JOB
Return the listing below exactly, with the pictures dropped.

DATA EXTRACT
<<<<

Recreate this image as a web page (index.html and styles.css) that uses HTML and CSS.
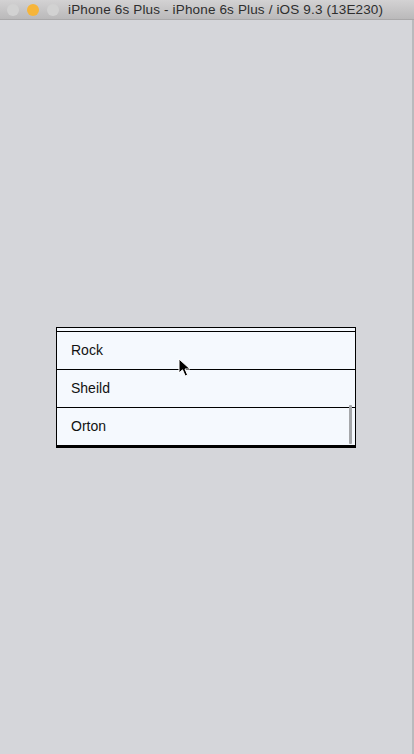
FILE: index.html
```html
<!DOCTYPE html>
<html lang="en">
<head>
    <meta charset="UTF-8">
    <title>iPhone 6s Plus - iPhone 6s Plus / iOS 9.3 (13E230)</title>
    <link rel="stylesheet" href="styles.css">
</head>
<body>
    <div class="titlebar">
        <div class="lights">
            <span class="light"></span>
            <span class="light light-min"></span>
            <span class="light"></span>
        </div>
        <div class="title">iPhone 6s Plus - iPhone 6s Plus / iOS 9.3 (13E230)</div>
    </div>
    <div class="screen">
        <div class="dropdown">
            <div class="stub"></div>
            <div class="row">Rock</div>
            <div class="row">Sheild</div>
            <div class="row">Orton</div>
            <div class="scrollbar"></div>
        </div>
        <svg class="cursor" width="14" height="20" viewBox="0 0 14 20">
            <path d="M1 1 L1 15 L4.5 11.8 L7.2 18 L9.6 17 L7 11 L12 11 Z" fill="#000" stroke="#fff" stroke-width="1"/>
        </svg>
        <div class="edge"></div>
    </div>
</body>
</html>
```

FILE: styles.css
```css
body {
    margin: 0;
    width: 414px;
    height: 754px;
    overflow: hidden;
    background: #d5d6da;
    font-family: "Liberation Sans", Arial, sans-serif;
}

.titlebar {
    height: 19px;
    display: flex;
    align-items: center;
    gap: 9px;
    padding-left: 7px;
    background: linear-gradient(#d3d2d3, #bab9ba);
    border-bottom: 1px solid #a9a8a9;
}

.lights {
    display: flex;
    gap: 8px;
}

.light {
    width: 12px;
    height: 12px;
    border-radius: 50%;
    background: #d2d2d2;
}

.light-min {
    background: #f6b53a;
}

.title {
    font-size: 13.5px;
    color: #2e2e2e;
    white-space: nowrap;
    letter-spacing: 0.15px;
}

.screen {
    position: relative;
    height: 734px;
    padding-top: 307px;
    box-sizing: border-box;
}

.dropdown {
    position: relative;
    width: 298px;
    margin-left: 56px;
    background: #f5f9fe;
    border: 1px solid #000;
    border-bottom-width: 2px;
}

.stub {
    height: 3px;
    border-bottom: 1px solid #000;
}

.row {
    height: 37px;
    line-height: 37px;
    padding-left: 14px;
    font-size: 14px;
    color: #111;
    border-bottom: 1px solid #000;
}

.row:last-of-type {
    border-bottom: none;
}

.scrollbar {
    position: absolute;
    right: 3px;
    bottom: 2px;
    width: 3px;
    height: 39px;
    border-radius: 1px;
    background: #a5a7aa;
}

.cursor {
    position: absolute;
    left: 178px;
    top: 338px;
}

.edge {
    position: absolute;
    right: 0;
    top: 0;
    width: 2px;
    height: 100%;
    background: #b9babd;
}
```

>>>>

REPLY
Recreate this image as a web page (index.html and styles.css) that uses HTML and CSS.
FILE: index.html
```html
<!DOCTYPE html>
<html lang="en">
<head>
    <meta charset="UTF-8">
    <title>iPhone 6s Plus - iPhone 6s Plus / iOS 9.3 (13E230)</title>
    <link rel="stylesheet" href="styles.css">
</head>
<body>
    <div class="titlebar">
        <div class="lights">
            <span class="light"></span>
            <span class="light light-min"></span>
            <span class="light"></span>
        </div>
        <div class="title">iPhone 6s Plus - iPhone 6s Plus / iOS 9.3 (13E230)</div>
    </div>
    <div class="screen">
        <div class="dropdown">
            <div class="stub"></div>
            <div class="row">Rock</div>
            <div class="row">Sheild</div>
            <div class="row">Orton</div>
            <div class="scrollbar"></div>
        </div>
        <svg class="cursor" width="14" height="20" viewBox="0 0 14 20">
            <path d="M1 1 L1 15 L4.5 11.8 L7.2 18 L9.6 17 L7 11 L12 11 Z" fill="#000" stroke="#fff" stroke-width="1"/>
        </svg>
        <div class="edge"></div>
    </div>
</body>
</html>
```

FILE: styles.css
```css
body {
    margin: 0;
    width: 414px;
    height: 754px;
    overflow: hidden;
    background: #d5d6da;
    font-family: "Liberation Sans", Arial, sans-serif;
}

.titlebar {
    height: 19px;
    display: flex;
    align-items: center;
    gap: 9px;
    padding-left: 7px;
    background: linear-gradient(#d3d2d3, #bab9ba);
    border-bottom: 1px solid #a9a8a9;
}

.lights {
    display: flex;
    gap: 8px;
}

.light {
    width: 12px;
    height: 12px;
    border-radius: 50%;
    background: #d2d2d2;
}

.light-min {
    background: #f6b53a;
}

.title {
    font-size: 13.5px;
    color: #2e2e2e;
    white-space: nowrap;
    letter-spacing: 0.15px;
}

.screen {
    position: relative;
    height: 734px;
    padding-top: 307px;
    box-sizing: border-box;
}

.dropdown {
    position: relative;
    width: 298px;
    margin-left: 56px;
    background: #f5f9fe;
    border: 1px solid #000;
    border-bottom-width: 2px;
}

.stub {
    height: 3px;
    border-bottom: 1px solid #000;
}

.row {
    height: 37px;
    line-height: 37px;
    padding-left: 14px;
    font-size: 14px;
    color: #111;
    border-bottom: 1px solid #000;
}

.row:last-of-type {
    border-bottom: none;
}

.scrollbar {
    position: absolute;
    right: 3px;
    bottom: 2px;
    width: 3px;
    height: 39px;
    border-radius: 1px;
    background: #a5a7aa;
}

.cursor {
    position: absolute;
    left: 178px;
    top: 338px;
}

.edge {
    position: absolute;
    right: 0;
    top: 0;
    width: 2px;
    height: 100%;
    background: #b9babd;
}
```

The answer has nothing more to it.